Quick Self-Assessment for Coaches

Ask yourself after every practice or game:

Did my actions today reflect calm, truthful, sustainable, respectful, and ethical leadership?

Did every player leave feeling challenged, supported, and valued?

Am I becoming the kind of coach I would want for my own child or loved one?

Right-Ordered Coaching as Rightly Ordered Love

The ideal coach doesn’t chase perfection in every moment but cultivates consistent, principled leadership that produces confident, capable, and character-rich athletes.

They understand that the greatest victories are measured not only in wins but in the lives shaped long after the final whistle.

Right-ordered coaching integrates intensity with wisdom, demanding excellence while protecting well-being and integrity.

It creates teams that compete fiercely yet joyfully, knowing they are part of something bigger than any single game.

St. Augustine taught that true virtue and human flourishing come from rightly ordered love: loving each good thing according to its proper weight and hierarchy, with the highest loves reserved for what is ultimate and eternal.

The ideal coach embodies this ordo amoris by keeping love for the game, for victory, and for personal reputation in their rightful, subordinate place, while elevating love for the players as persons, for their moral and personal growth, and for the virtues of justice, temperance, courage, and prudence.

When emotions, approval-seeking, exhaustion, sarcasm, or unethical shortcuts threaten to disorder these loves, the ideal coach gently realigns them by choosing patience over yelling, truth over comfort, sustainability over grind, respect over wit, and integrity over advantage.

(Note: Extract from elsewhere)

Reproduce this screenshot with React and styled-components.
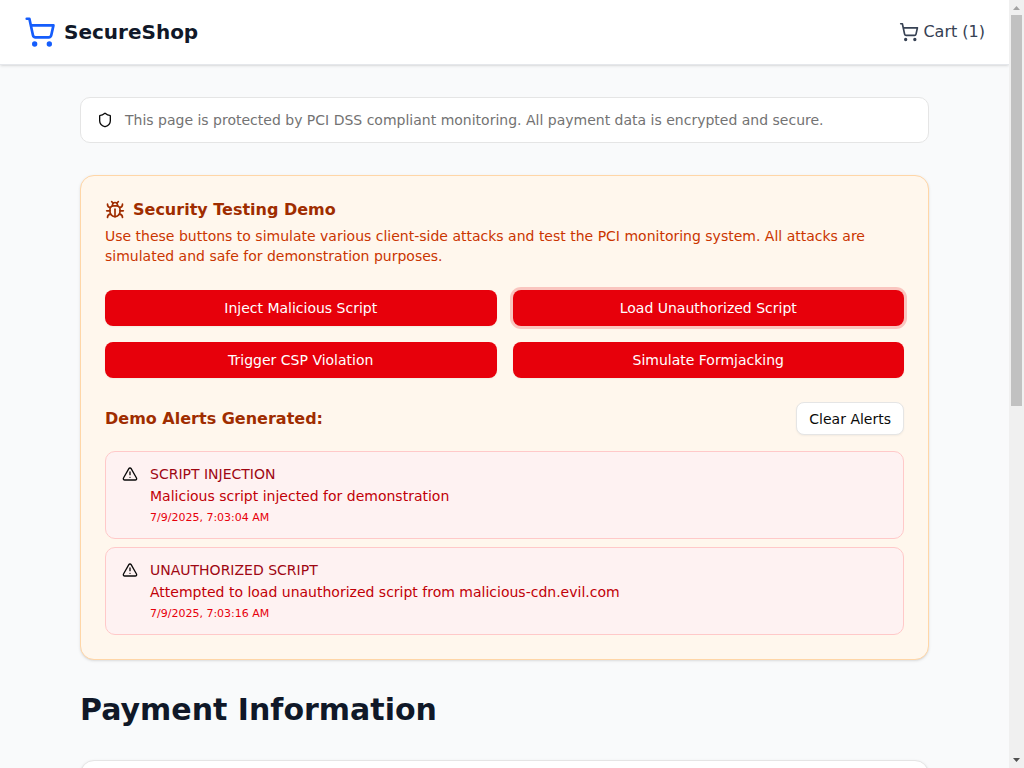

In doing so, they model for athletes how to order their own affections rightly: valuing character above trophies, effort above ego, and long-term flourishing above momentary success.

This is coaching at its noblest leadership that not only develops better athletes but forms better human beings who carry ordered love into every season.

Footnote 1:
The concept of ordo amoris (“rightly ordered love”) comes from St. Augustine. See The City of God, Book XV, Chapter 22, and On Christian Doctrine, Book I, Chapters 27–28.